You have here, Madam, a faithful portrait of the members of a powerful body, in whose favor governments, for a long time, have believed it their duty to sacrifice the other interests of the state. You here see the citizens whom prejudice most richly recompenses, whom princes honor in the eyes of the people, to whom they give their confidence, whom they regard as the support of their power, and whom they consider as necessary to the happiness and security of their kingdoms. You can judge yourself whether the likeness delineated is correct You are in a position to discover their intrigues, their underplots, their conduct, and their discourse, and you will always find that their constant object is to flatter princes for the purpose of governing them and keeping nations in slavery.
It is to please citizens so dangerous that sovereigns mingle in theological questions, take the part of those who succeed in seducing them, persecute all those who do not submit, proscribe with fury the friends of reason, and by repressing knowledge injure their own power. Because the priests, who urge princes to sacrilege when they combat for them, are indignant against the same princes when they refuse to destroy the enemies of their own particular clerical body. They likewise denounce sovereigns as impious if the latter treat theological disputes with the indifference they merit.
When hereafter, reclaimed from their prejudices, princes wish to govern for the good of all, let them cease to hear the interested and often sanguinary councils of these pretended divine men, who, regarding themselves as the centre of all things, wish to have sacrificed for this object the happiness, the repose, the riches, and the honors of the state.
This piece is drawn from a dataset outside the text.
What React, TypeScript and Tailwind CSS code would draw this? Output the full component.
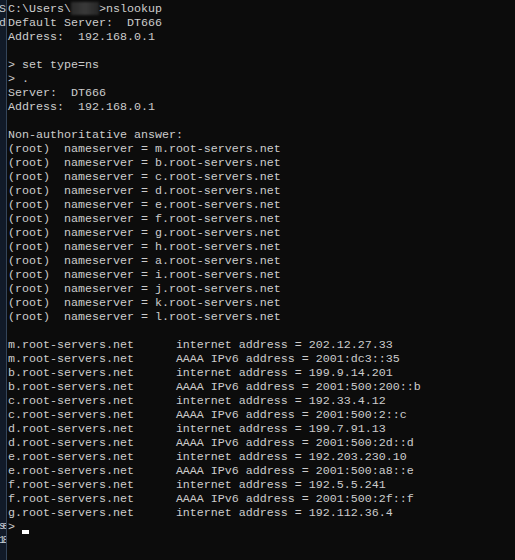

Let the sovereign never enter into their dissensions, let him never persecute for religious opinions, which, among sectaries, are commonly on both sides equally ridiculous and destitute of foundation. They would never involve the government if the sovereign had not the weakness to mingle in them. Let him give unlimited freedom to the course of thinking, while he directs by just laws the course of acting on the part of his subjects. Let him permit every one to dream or speculate as he pleases, provided he conducts himself otherwise as an honest man and a good citizen. At least let the prince not oppose the progress of knowledge, which alone is capable of extricating his people from ignorance, barbarity, and superstition, which have made victims of so many Christian rulers. Let him be assured that enlightened and instructed citizens are more law-abiding, industrious, and peaceable than stupid slaves without knowledge and without reason, who will always be ready to take all the passions with which a fanatic wishes to inspire them.